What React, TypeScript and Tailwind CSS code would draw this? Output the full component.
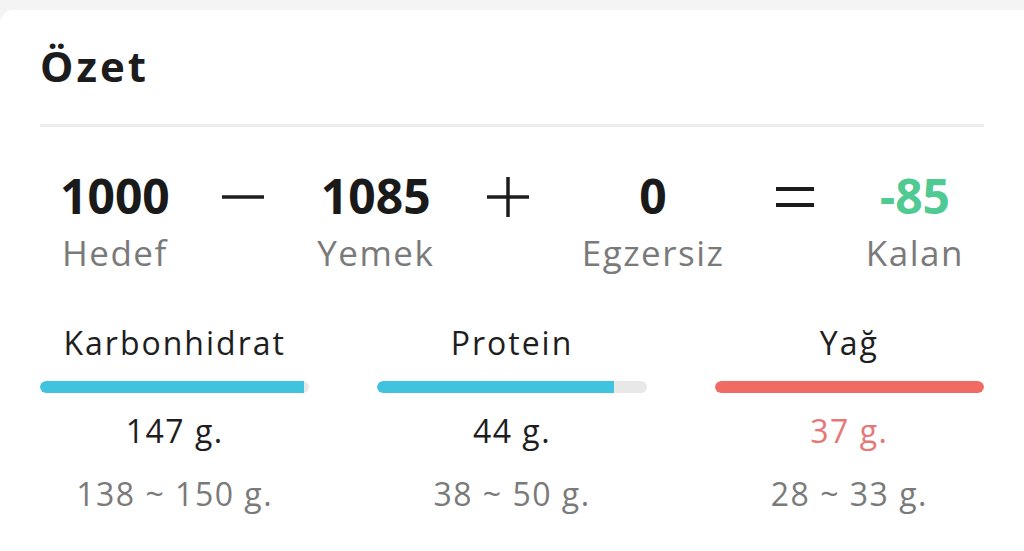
import React from "react";

const font = { fontFamily: '"Open Sans", "Liberation Sans", sans-serif' };

type Stat = { value: string; label: string; green?: boolean };

const Minus = () => (
  <svg width="44" height="44" viewBox="0 0 44 44" className="shrink-0">
    <line x1="1" y1="22" x2="43" y2="22" stroke="#1c1c1c" strokeWidth="3.5" />
  </svg>
);

const Plus = () => (
  <svg width="44" height="44" viewBox="0 0 44 44" className="shrink-0">
    <line x1="1" y1="22" x2="43" y2="22" stroke="#1c1c1c" strokeWidth="3.5" />
    <line x1="22" y1="2" x2="22" y2="42" stroke="#1c1c1c" strokeWidth="3.5" />
  </svg>
);

const Equals = () => (
  <svg width="38" height="44" viewBox="0 0 38 44" className="shrink-0">
    <line x1="0" y1="14" x2="38" y2="14" stroke="#1c1c1c" strokeWidth="4" />
    <line x1="0" y1="30" x2="38" y2="30" stroke="#1c1c1c" strokeWidth="4" />
  </svg>
);

const StatItem = ({ value, label, green }: Stat) => (
  <div className="flex flex-col items-center">
    <span
      className={`text-[48px] leading-[48px] font-bold ${
        green ? "text-[#4fca92]" : "text-[#1a1a1a]"
      }`}
    >
      {value}
    </span>
    <span className="mt-[15px] text-[35px] leading-[35px] tracking-[1.5px] text-[#7a7a7a]">
      {label}
    </span>
  </div>
);

type Macro = {
  name: string;
  value: number;
  min: number;
  max: number;
};

const macros: Macro[] = [
  { name: "Karbonhidrat", value: 147, min: 138, max: 150 },
  { name: "Protein", value: 44, min: 38, max: 50 },
  { name: "Yağ", value: 37, min: 28, max: 33 },
];

const MacroItem = ({ name, value, min, max }: Macro) => {
  const over = value > max;
  const pct = Math.min(100, (value / max) * 100);

  return (
    <div className="flex flex-col items-center">
      <span className="text-[32px] leading-[32px] tracking-[2px] text-[#1e1e1e]">
        {name}
      </span>
      <div className="mt-[22px] h-3 w-full rounded-full bg-[#e8e8e8] overflow-hidden">
        <div
          className={`h-full ${
            over ? "bg-[#f26a64] rounded-full" : "bg-[#3fc3df] rounded-l-full"
          }`}
          style={{ width: `${pct}%` }}
        />
      </div>
      <span
        className={`mt-[22px] text-[32px] leading-[32px] tracking-[1.5px] ${
          over ? "text-[#e67777]" : "text-[#1e1e1e]"
        }`}
      >
        {value} g.
      </span>
      <span className="mt-[31px] text-[32px] leading-[32px] tracking-[1.5px] text-[#7a7a7a]">
        {min} ~ {max} g.
      </span>
    </div>
  );
};

export default function App() {
  return (
    <div className="h-[551px] bg-[#f4f4f4] pt-[10px] overflow-hidden" style={font}>
      <div className="h-full bg-white rounded-tl-[14px] px-10 pt-[35px]">
        <h2 className="text-[42px] leading-[42px] font-bold tracking-[3px] text-[#1c1c1c]">
          Özet
        </h2>
        <div className="mt-[37px] h-[3px] bg-[#ececec]" />

        <div className="mt-[45px] px-5 flex justify-between items-start">
          <StatItem value="1000" label="Hedef" />
          <div className="pt-[3px]"><Minus /></div>
          <StatItem value="1085" label="Yemek" />
          <div className="pt-[3px]"><Plus /></div>
          <StatItem value="0" label="Egzersiz" />
          <div className="pt-[3px]"><Equals /></div>
          <StatItem value="-85" label="Kalan" green />
        </div>

        <div className="mt-[57px] grid grid-cols-3 gap-[68px]">
          {macros.map((m) => (
            <MacroItem key={m.name} {...m} />
          ))}
        </div>
      </div>
    </div>
  );
}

•••••

Identify and copy all lines with the word "full".

What React, TypeScript and Tailwind CSS code would draw this? Output the full component.
      <div className="mt-[22px] h-3 w-full rounded-full bg-[#e8e8e8] overflow-hidden">
          className={`h-full ${
            over ? "bg-[#f26a64] rounded-full" : "bg-[#3fc3df] rounded-l-full"
      <div className="h-full bg-white rounded-tl-[14px] px-10 pt-[35px]">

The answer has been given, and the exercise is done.